**YOUR OBJECTIVE**: Take every line from the material that has the word "components" in it.

_ _ _ _ _ _ _

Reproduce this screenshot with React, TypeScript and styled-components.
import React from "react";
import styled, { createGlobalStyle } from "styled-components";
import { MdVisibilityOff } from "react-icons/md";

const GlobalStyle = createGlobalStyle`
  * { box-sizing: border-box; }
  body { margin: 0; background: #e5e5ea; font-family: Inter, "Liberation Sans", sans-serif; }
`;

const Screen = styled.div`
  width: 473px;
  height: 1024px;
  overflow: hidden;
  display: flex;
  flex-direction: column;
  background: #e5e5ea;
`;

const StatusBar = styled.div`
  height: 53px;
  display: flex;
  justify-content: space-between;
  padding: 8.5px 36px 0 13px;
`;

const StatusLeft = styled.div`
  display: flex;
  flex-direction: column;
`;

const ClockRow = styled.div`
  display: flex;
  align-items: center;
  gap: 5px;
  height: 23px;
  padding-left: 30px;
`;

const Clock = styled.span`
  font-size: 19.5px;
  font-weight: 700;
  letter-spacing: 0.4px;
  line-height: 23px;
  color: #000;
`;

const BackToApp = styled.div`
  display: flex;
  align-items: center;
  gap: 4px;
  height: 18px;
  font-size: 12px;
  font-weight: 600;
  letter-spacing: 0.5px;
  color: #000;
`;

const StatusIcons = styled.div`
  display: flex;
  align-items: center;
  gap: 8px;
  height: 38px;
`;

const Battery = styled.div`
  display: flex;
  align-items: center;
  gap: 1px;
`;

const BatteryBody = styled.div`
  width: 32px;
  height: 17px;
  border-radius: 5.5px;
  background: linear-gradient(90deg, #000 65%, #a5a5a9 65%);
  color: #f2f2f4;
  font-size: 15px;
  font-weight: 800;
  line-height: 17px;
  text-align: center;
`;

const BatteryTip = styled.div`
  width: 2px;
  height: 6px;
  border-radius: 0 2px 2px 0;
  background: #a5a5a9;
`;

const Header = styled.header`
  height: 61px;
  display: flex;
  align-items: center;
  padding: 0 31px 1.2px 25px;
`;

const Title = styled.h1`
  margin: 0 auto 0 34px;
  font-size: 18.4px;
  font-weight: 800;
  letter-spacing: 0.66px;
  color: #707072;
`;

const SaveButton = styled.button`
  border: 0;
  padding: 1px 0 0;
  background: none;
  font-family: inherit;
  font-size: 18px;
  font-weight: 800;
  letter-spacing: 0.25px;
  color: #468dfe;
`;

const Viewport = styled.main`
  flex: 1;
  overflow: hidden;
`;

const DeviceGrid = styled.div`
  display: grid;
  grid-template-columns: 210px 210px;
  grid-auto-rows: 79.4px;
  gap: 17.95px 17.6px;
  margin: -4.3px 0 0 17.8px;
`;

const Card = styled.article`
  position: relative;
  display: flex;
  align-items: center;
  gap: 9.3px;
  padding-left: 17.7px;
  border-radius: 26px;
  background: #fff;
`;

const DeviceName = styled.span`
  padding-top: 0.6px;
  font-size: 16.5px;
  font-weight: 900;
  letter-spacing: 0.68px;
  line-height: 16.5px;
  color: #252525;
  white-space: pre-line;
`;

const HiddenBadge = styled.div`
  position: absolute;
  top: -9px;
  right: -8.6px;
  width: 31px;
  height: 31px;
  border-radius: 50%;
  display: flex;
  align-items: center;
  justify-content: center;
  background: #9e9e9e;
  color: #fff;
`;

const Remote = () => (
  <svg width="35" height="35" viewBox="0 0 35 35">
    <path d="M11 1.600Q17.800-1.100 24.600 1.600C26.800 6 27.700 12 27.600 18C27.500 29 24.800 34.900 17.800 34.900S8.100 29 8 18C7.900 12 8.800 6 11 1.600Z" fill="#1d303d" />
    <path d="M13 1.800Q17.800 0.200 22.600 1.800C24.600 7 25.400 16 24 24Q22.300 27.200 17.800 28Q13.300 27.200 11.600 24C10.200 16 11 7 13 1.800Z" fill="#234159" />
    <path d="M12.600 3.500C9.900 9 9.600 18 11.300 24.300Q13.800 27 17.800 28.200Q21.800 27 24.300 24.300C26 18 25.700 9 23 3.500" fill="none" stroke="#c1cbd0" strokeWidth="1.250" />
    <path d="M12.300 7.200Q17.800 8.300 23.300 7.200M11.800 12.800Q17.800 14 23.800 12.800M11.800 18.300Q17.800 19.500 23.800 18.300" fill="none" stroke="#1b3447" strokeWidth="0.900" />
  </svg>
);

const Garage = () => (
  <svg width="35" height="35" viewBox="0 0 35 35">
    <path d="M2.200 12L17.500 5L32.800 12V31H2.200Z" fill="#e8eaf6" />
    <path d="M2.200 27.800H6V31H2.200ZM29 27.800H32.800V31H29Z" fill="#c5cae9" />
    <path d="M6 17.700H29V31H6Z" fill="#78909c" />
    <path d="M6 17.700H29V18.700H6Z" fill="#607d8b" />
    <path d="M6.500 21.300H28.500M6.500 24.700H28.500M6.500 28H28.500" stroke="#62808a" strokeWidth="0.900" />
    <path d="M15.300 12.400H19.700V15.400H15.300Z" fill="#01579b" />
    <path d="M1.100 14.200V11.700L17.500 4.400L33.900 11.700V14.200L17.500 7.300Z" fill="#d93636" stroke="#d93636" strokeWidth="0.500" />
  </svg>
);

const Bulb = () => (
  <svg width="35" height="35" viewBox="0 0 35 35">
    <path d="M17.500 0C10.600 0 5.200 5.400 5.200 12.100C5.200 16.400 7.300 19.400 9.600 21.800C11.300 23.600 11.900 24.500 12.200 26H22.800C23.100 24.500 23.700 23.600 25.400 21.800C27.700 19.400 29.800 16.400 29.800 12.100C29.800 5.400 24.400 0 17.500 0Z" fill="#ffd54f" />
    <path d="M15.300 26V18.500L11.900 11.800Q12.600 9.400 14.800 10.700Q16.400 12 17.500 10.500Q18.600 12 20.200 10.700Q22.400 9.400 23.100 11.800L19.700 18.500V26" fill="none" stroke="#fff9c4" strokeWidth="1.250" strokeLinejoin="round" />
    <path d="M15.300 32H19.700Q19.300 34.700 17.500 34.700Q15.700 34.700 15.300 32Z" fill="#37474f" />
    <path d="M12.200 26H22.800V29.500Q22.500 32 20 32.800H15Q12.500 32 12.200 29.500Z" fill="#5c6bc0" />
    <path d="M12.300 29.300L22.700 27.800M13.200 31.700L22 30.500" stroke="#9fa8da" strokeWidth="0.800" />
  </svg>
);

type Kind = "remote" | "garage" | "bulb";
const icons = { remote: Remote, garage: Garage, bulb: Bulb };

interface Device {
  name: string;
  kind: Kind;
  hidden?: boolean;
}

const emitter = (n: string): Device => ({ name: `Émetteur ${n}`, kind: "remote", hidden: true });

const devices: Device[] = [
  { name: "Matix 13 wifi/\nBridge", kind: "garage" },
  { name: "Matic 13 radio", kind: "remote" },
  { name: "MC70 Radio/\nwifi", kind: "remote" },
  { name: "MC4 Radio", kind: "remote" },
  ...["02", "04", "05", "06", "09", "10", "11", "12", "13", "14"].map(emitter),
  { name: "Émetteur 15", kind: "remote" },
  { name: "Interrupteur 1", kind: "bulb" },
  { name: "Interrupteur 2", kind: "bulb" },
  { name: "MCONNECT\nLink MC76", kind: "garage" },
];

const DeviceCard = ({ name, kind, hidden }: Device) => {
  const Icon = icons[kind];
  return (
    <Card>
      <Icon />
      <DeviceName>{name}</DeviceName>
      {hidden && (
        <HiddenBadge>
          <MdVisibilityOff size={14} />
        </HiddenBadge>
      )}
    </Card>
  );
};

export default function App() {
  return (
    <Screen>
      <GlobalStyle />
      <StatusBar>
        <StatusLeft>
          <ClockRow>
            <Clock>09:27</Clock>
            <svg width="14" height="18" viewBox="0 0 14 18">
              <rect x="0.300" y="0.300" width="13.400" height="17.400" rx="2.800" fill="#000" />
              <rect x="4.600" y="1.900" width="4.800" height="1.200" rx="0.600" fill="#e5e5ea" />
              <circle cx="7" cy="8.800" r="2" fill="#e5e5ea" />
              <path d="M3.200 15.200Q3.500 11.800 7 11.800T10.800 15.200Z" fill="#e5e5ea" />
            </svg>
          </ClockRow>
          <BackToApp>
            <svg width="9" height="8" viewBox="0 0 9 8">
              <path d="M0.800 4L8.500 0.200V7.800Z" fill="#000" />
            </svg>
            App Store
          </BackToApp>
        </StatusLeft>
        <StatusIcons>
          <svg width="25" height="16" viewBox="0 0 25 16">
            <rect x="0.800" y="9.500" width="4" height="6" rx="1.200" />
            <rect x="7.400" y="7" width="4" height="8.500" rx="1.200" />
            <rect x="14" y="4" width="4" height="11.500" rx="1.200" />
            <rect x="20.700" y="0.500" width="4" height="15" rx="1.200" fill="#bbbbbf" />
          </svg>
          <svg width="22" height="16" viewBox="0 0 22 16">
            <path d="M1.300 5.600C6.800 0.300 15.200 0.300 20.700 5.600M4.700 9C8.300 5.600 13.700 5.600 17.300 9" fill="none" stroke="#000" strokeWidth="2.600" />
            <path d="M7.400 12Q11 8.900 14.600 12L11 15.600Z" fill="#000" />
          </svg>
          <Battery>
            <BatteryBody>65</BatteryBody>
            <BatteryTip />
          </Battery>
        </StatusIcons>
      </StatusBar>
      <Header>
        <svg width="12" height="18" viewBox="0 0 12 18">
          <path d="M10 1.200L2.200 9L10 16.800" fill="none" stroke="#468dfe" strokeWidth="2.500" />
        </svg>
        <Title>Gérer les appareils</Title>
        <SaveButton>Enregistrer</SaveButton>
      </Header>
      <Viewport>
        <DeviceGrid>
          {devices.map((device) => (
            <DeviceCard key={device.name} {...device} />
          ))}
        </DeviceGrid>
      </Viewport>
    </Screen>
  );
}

_ _ _ _ _ _ _

**OUTPUT BELOW**:
Reproduce this screenshot with React, TypeScript and styled-components.
import styled, { createGlobalStyle } from "styled-components";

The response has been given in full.